Exercise aim -> Below is a listing; write it out exactly and drop any images from it.

Provided records ->
* * *

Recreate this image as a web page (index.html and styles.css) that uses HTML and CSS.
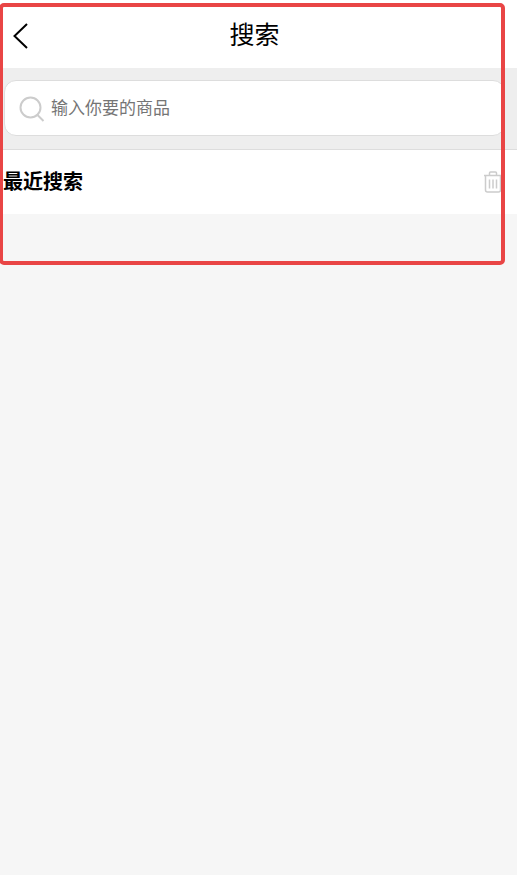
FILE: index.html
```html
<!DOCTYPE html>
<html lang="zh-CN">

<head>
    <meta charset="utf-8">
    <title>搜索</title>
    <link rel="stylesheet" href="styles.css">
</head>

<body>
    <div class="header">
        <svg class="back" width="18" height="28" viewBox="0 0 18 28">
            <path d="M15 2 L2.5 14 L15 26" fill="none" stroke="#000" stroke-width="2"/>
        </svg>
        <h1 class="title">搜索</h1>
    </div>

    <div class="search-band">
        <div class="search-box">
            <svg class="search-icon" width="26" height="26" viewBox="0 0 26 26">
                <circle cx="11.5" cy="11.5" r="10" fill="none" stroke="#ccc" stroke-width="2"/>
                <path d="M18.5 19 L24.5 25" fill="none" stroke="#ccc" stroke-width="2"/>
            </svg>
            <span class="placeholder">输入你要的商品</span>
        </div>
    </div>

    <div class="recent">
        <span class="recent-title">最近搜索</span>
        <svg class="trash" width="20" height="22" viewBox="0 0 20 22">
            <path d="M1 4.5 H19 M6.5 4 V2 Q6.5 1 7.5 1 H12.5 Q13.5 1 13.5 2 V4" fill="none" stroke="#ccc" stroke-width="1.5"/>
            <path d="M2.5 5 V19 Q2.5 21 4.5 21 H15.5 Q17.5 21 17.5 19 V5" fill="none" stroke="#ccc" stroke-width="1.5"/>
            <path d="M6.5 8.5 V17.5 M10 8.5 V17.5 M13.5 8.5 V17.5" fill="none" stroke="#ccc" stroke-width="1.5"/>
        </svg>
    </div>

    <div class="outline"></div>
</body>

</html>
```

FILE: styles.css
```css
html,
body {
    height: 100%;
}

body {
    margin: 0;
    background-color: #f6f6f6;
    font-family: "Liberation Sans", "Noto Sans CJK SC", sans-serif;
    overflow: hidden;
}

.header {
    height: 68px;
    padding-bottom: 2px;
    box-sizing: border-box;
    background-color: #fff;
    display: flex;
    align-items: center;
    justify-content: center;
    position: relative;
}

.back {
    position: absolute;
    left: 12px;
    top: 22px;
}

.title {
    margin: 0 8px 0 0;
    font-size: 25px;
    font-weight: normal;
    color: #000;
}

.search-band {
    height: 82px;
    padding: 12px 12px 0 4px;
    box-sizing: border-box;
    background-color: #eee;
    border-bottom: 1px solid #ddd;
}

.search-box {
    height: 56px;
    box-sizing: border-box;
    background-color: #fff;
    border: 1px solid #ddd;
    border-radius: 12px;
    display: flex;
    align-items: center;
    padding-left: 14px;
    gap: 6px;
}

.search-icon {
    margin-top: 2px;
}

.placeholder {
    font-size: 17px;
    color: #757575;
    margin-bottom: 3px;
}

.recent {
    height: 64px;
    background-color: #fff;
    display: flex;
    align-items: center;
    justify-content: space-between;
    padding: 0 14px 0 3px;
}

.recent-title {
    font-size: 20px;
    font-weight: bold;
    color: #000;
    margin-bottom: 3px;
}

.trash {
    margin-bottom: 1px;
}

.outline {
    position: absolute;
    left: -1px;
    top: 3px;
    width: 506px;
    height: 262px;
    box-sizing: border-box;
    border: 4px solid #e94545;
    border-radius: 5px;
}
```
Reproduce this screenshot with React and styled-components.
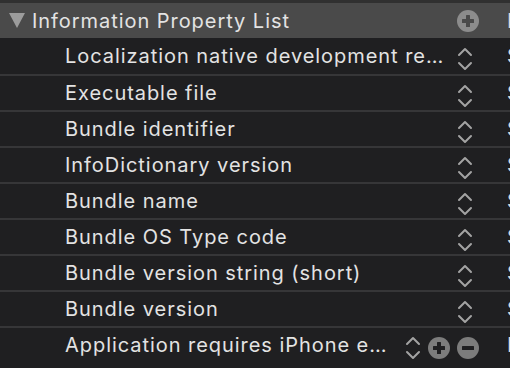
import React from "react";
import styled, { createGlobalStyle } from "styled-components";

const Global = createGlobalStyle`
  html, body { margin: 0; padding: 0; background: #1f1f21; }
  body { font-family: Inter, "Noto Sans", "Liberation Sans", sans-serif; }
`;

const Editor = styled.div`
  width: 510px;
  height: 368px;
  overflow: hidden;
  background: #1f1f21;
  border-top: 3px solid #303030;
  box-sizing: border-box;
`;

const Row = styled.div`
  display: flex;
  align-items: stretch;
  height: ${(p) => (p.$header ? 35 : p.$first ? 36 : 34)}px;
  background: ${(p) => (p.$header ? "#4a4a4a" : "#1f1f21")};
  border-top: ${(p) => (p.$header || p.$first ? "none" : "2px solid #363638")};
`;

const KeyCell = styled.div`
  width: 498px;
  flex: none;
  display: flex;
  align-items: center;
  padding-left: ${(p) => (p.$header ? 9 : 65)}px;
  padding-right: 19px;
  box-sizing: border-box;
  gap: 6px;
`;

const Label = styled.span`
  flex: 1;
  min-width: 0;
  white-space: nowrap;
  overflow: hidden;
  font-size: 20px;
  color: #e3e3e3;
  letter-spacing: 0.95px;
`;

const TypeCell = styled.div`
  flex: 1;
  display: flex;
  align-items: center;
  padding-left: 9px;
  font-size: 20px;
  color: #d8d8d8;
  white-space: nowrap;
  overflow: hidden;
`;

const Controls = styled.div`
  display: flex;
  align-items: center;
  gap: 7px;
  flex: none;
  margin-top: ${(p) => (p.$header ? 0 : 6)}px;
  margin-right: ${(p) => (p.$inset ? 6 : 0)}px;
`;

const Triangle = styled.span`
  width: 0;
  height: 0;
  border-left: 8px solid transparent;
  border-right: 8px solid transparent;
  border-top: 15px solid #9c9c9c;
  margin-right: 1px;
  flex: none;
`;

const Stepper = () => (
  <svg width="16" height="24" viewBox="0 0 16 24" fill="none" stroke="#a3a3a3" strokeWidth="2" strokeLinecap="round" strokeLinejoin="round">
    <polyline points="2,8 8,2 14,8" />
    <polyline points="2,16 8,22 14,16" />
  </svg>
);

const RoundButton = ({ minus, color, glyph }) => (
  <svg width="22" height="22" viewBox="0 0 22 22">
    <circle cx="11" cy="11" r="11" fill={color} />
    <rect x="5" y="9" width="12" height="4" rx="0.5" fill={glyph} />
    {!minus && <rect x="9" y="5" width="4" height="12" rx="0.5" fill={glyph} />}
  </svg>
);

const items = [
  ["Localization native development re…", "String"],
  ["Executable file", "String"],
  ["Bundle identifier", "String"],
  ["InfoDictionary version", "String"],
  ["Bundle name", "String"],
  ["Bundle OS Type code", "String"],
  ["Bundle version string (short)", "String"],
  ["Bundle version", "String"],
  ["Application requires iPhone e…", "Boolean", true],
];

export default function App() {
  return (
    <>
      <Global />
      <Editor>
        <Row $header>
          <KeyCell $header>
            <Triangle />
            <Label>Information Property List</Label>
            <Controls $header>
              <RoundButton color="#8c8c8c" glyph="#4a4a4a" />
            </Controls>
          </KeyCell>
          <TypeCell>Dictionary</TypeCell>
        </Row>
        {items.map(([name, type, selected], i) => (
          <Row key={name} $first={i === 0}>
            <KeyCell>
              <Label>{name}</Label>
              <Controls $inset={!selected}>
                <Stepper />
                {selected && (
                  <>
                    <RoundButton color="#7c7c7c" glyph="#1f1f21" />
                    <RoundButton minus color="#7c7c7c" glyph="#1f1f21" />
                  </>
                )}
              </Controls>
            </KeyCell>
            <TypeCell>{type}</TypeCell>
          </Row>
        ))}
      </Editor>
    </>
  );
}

* * *

Result ->
Recreate this image as a web page (index.html and styles.css) that uses HTML and CSS.
FILE: index.html
```html
<!DOCTYPE html>
<html lang="zh-CN">

<head>
    <meta charset="utf-8">
    <title>搜索</title>
    <link rel="stylesheet" href="styles.css">
</head>

<body>
    <div class="header">
        <svg class="back" width="18" height="28" viewBox="0 0 18 28">
            <path d="M15 2 L2.5 14 L15 26" fill="none" stroke="#000" stroke-width="2"/>
        </svg>
        <h1 class="title">搜索</h1>
    </div>

    <div class="search-band">
        <div class="search-box">
            <svg class="search-icon" width="26" height="26" viewBox="0 0 26 26">
                <circle cx="11.5" cy="11.5" r="10" fill="none" stroke="#ccc" stroke-width="2"/>
                <path d="M18.5 19 L24.5 25" fill="none" stroke="#ccc" stroke-width="2"/>
            </svg>
            <span class="placeholder">输入你要的商品</span>
        </div>
    </div>

    <div class="recent">
        <span class="recent-title">最近搜索</span>
        <svg class="trash" width="20" height="22" viewBox="0 0 20 22">
            <path d="M1 4.5 H19 M6.5 4 V2 Q6.5 1 7.5 1 H12.5 Q13.5 1 13.5 2 V4" fill="none" stroke="#ccc" stroke-width="1.5"/>
            <path d="M2.5 5 V19 Q2.5 21 4.5 21 H15.5 Q17.5 21 17.5 19 V5" fill="none" stroke="#ccc" stroke-width="1.5"/>
            <path d="M6.5 8.5 V17.5 M10 8.5 V17.5 M13.5 8.5 V17.5" fill="none" stroke="#ccc" stroke-width="1.5"/>
        </svg>
    </div>

    <div class="outline"></div>
</body>

</html>
```

FILE: styles.css
```css
html,
body {
    height: 100%;
}

body {
    margin: 0;
    background-color: #f6f6f6;
    font-family: "Liberation Sans", "Noto Sans CJK SC", sans-serif;
    overflow: hidden;
}

.header {
    height: 68px;
    padding-bottom: 2px;
    box-sizing: border-box;
    background-color: #fff;
    display: flex;
    align-items: center;
    justify-content: center;
    position: relative;
}

.back {
    position: absolute;
    left: 12px;
    top: 22px;
}

.title {
    margin: 0 8px 0 0;
    font-size: 25px;
    font-weight: normal;
    color: #000;
}

.search-band {
    height: 82px;
    padding: 12px 12px 0 4px;
    box-sizing: border-box;
    background-color: #eee;
    border-bottom: 1px solid #ddd;
}

.search-box {
    height: 56px;
    box-sizing: border-box;
    background-color: #fff;
    border: 1px solid #ddd;
    border-radius: 12px;
    display: flex;
    align-items: center;
    padding-left: 14px;
    gap: 6px;
}

.search-icon {
    margin-top: 2px;
}

.placeholder {
    font-size: 17px;
    color: #757575;
    margin-bottom: 3px;
}

.recent {
    height: 64px;
    background-color: #fff;
    display: flex;
    align-items: center;
    justify-content: space-between;
    padding: 0 14px 0 3px;
}

.recent-title {
    font-size: 20px;
    font-weight: bold;
    color: #000;
    margin-bottom: 3px;
}

.trash {
    margin-bottom: 1px;
}

.outline {
    position: absolute;
    left: -1px;
    top: 3px;
    width: 506px;
    height: 262px;
    box-sizing: border-box;
    border: 4px solid #e94545;
    border-radius: 5px;
}
```
Reproduce this screenshot with React and styled-components.
import React from "react";
import styled, { createGlobalStyle } from "styled-components";

const Global = createGlobalStyle`
  html, body { margin: 0; padding: 0; background: #1f1f21; }
  body { font-family: Inter, "Noto Sans", "Liberation Sans", sans-serif; }
`;

const Editor = styled.div`
  width: 510px;
  height: 368px;
  overflow: hidden;
  background: #1f1f21;
  border-top: 3px solid #303030;
  box-sizing: border-box;
`;

const Row = styled.div`
  display: flex;
  align-items: stretch;
  height: ${(p) => (p.$header ? 35 : p.$first ? 36 : 34)}px;
  background: ${(p) => (p.$header ? "#4a4a4a" : "#1f1f21")};
  border-top: ${(p) => (p.$header || p.$first ? "none" : "2px solid #363638")};
`;

const KeyCell = styled.div`
  width: 498px;
  flex: none;
  display: flex;
  align-items: center;
  padding-left: ${(p) => (p.$header ? 9 : 65)}px;
  padding-right: 19px;
  box-sizing: border-box;
  gap: 6px;
`;

const Label = styled.span`
  flex: 1;
  min-width: 0;
  white-space: nowrap;
  overflow: hidden;
  font-size: 20px;
  color: #e3e3e3;
  letter-spacing: 0.95px;
`;

const TypeCell = styled.div`
  flex: 1;
  display: flex;
  align-items: center;
  padding-left: 9px;
  font-size: 20px;
  color: #d8d8d8;
  white-space: nowrap;
  overflow: hidden;
`;

const Controls = styled.div`
  display: flex;
  align-items: center;
  gap: 7px;
  flex: none;
  margin-top: ${(p) => (p.$header ? 0 : 6)}px;
  margin-right: ${(p) => (p.$inset ? 6 : 0)}px;
`;

const Triangle = styled.span`
  width: 0;
  height: 0;
  border-left: 8px solid transparent;
  border-right: 8px solid transparent;
  border-top: 15px solid #9c9c9c;
  margin-right: 1px;
  flex: none;
`;

const Stepper = () => (
  <svg width="16" height="24" viewBox="0 0 16 24" fill="none" stroke="#a3a3a3" strokeWidth="2" strokeLinecap="round" strokeLinejoin="round">
    <polyline points="2,8 8,2 14,8" />
    <polyline points="2,16 8,22 14,16" />
  </svg>
);

const RoundButton = ({ minus, color, glyph }) => (
  <svg width="22" height="22" viewBox="0 0 22 22">
    <circle cx="11" cy="11" r="11" fill={color} />
    <rect x="5" y="9" width="12" height="4" rx="0.5" fill={glyph} />
    {!minus && <rect x="9" y="5" width="4" height="12" rx="0.5" fill={glyph} />}
  </svg>
);

const items = [
  ["Localization native development re…", "String"],
  ["Executable file", "String"],
  ["Bundle identifier", "String"],
  ["InfoDictionary version", "String"],
  ["Bundle name", "String"],
  ["Bundle OS Type code", "String"],
  ["Bundle version string (short)", "String"],
  ["Bundle version", "String"],
  ["Application requires iPhone e…", "Boolean", true],
];

export default function App() {
  return (
    <>
      <Global />
      <Editor>
        <Row $header>
          <KeyCell $header>
            <Triangle />
            <Label>Information Property List</Label>
            <Controls $header>
              <RoundButton color="#8c8c8c" glyph="#4a4a4a" />
            </Controls>
          </KeyCell>
          <TypeCell>Dictionary</TypeCell>
        </Row>
        {items.map(([name, type, selected], i) => (
          <Row key={name} $first={i === 0}>
            <KeyCell>
              <Label>{name}</Label>
              <Controls $inset={!selected}>
                <Stepper />
                {selected && (
                  <>
                    <RoundButton color="#7c7c7c" glyph="#1f1f21" />
                    <RoundButton minus color="#7c7c7c" glyph="#1f1f21" />
                  </>
                )}
              </Controls>
            </KeyCell>
            <TypeCell>{type}</TypeCell>
          </Row>
        ))}
      </Editor>
    </>
  );
}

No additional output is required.